The real problem here is simply over-zealous closing. I've noticed this elsewhere, including right here on MSO: folks voting to close as "Too Localized" when a particular question doesn't interest them!

This is wrong.

That said, the example you cite on Gaming is rather unfortunate: it certainly does appear to be relevant to a specific moment in time, and unless time travel becomes wildly popular in the near future, not very many people playing Ultima on Sept. 24 of 1997 will be able to make use of the answers there. Now, it's certainly possible the asker had a valid reason for asking that question, even one that might be shared by other users - I recently came across a similar one on Web Apps that served to resolve a discussion in chat...

...But since no rationale was provided, we're left with the impression that this is nothing more than idle curiosity. That's not necessarily an invalid reason to ask or answer something, but it's not a particularly good one either, and if your curiosity isn't shared by those reading and moderating the question, it may well appear to be Too Localized.
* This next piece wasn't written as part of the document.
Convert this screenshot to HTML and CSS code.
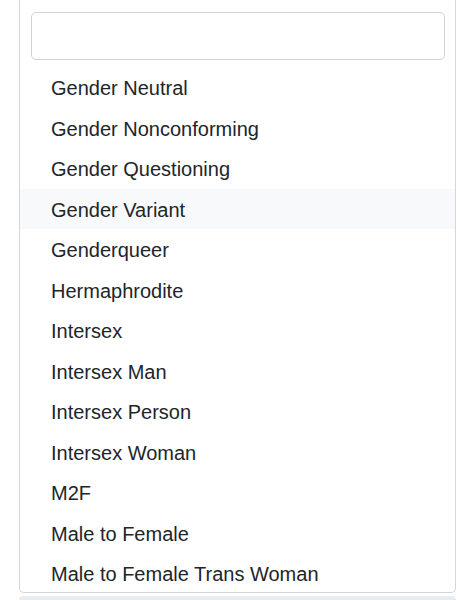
FILE: index.html
```html
<!DOCTYPE html>
<html lang="en">
<head>
	<meta charset="UTF-8">
	<meta name="viewport" content="width=device-width, initial-scale=1.0">
	<title>Gender select</title>
	<link rel="stylesheet" href="styles.css">
</head>
<body>
	<div class="page">
		<div class="dropdown">
			<div class="search">
				<input type="text" class="search-input">
			</div>
			<ul class="options">
				<li class="option">Gender Neutral</li>
				<li class="option">Gender Nonconforming</li>
				<li class="option">Gender Questioning</li>
				<li class="option active">Gender Variant</li>
				<li class="option">Genderqueer</li>
				<li class="option">Hermaphrodite</li>
				<li class="option">Intersex</li>
				<li class="option">Intersex Man</li>
				<li class="option">Intersex Person</li>
				<li class="option">Intersex Woman</li>
				<li class="option">M2F</li>
				<li class="option">Male to Female</li>
				<li class="option">Male to Female Trans Woman</li>
			</ul>
		</div>
		<div class="next-field"></div>
	</div>
</body>
</html>
```

FILE: styles.css
```css
:root {
	--text-color:		#212529;
	--border-color:		#d3d6da;
	--input-border:		#ced4da;
	--active-bg:		#f8f9fa;
	--field-bg:		#e9ecef;
}

* {
	padding:		0;
	margin:			0;
	box-sizing:		border-box;
}

body {
	background:		white;
	font-family:		"Liberation Sans", Arial, Helvetica, sans-serif;
	color:			var(--text-color);
	overflow:		hidden;
}

.page {
	width:			475px;
	height:			600px;
	padding:		0 19px 0 19px;
	display:		flex;
	flex-direction:		column;
	gap:			3px;
}

.dropdown {
	border:			1px solid var(--border-color);
	border-top:		none;
	border-radius:		0 0 5px 5px;
	background:		white;
	height:			593px;
	flex-shrink:		0;
	overflow:		hidden;
}

.search {
	padding:		12px 10px 7px 11px;
}

.search-input {
	display:		block;
	width:			100%;
	height:			48px;
	border:			1px solid var(--input-border);
	border-radius:		5px;
	background:		white;
	outline:		none;
}

.options {
	list-style:		none;
}

.option {
	height:			40.5px;
	line-height:		40.5px;
	padding-top:		1px;
	padding-left:		31px;
	font-size:		20px;
	white-space:		nowrap;
}

.option.active {
	background:		var(--active-bg);
}

.next-field {
	height:			20px;
	background:		var(--field-bg);
	border-radius:		5px 5px 0 0;
}
```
It's unfortunate that, among those reading, answering, and discussing that question, no one had the sense to spend 30 seconds editing it.

Nevertheless, if you have a concrete suggestion for how the wording of that close description could be clarified, feel free to post it...

Regarding your examples

Gaming...

...gaming seems like a site that should probably either discourage the use of Too Localized entirely, or reserve it purely for questions of the form, "What have I got in my [avatar's] pocket?"

... on Programmers.SE:

The discussions you cite both predate the current wording.

Programmers actually has quite a few localized questions, and I would've expected to see more examples since - like Gaming - the subject matter tends toward the personal and temporary. For instance...

...on Meta Stack Overflow:

MSO generally knows which way the wind is blowing WRT "Too Localized". Except when it comes to closing questions on MSO.

I'd actually encourage the use of Too Localized for "what's wrong with my code" questions on SO that make no effort to actually explain what they're doing and how it's failing - these tend to be the definition of "unlikely to ever help any future visitors" since you simply can't find them*.

*The trick is to search for "C# P0rblum"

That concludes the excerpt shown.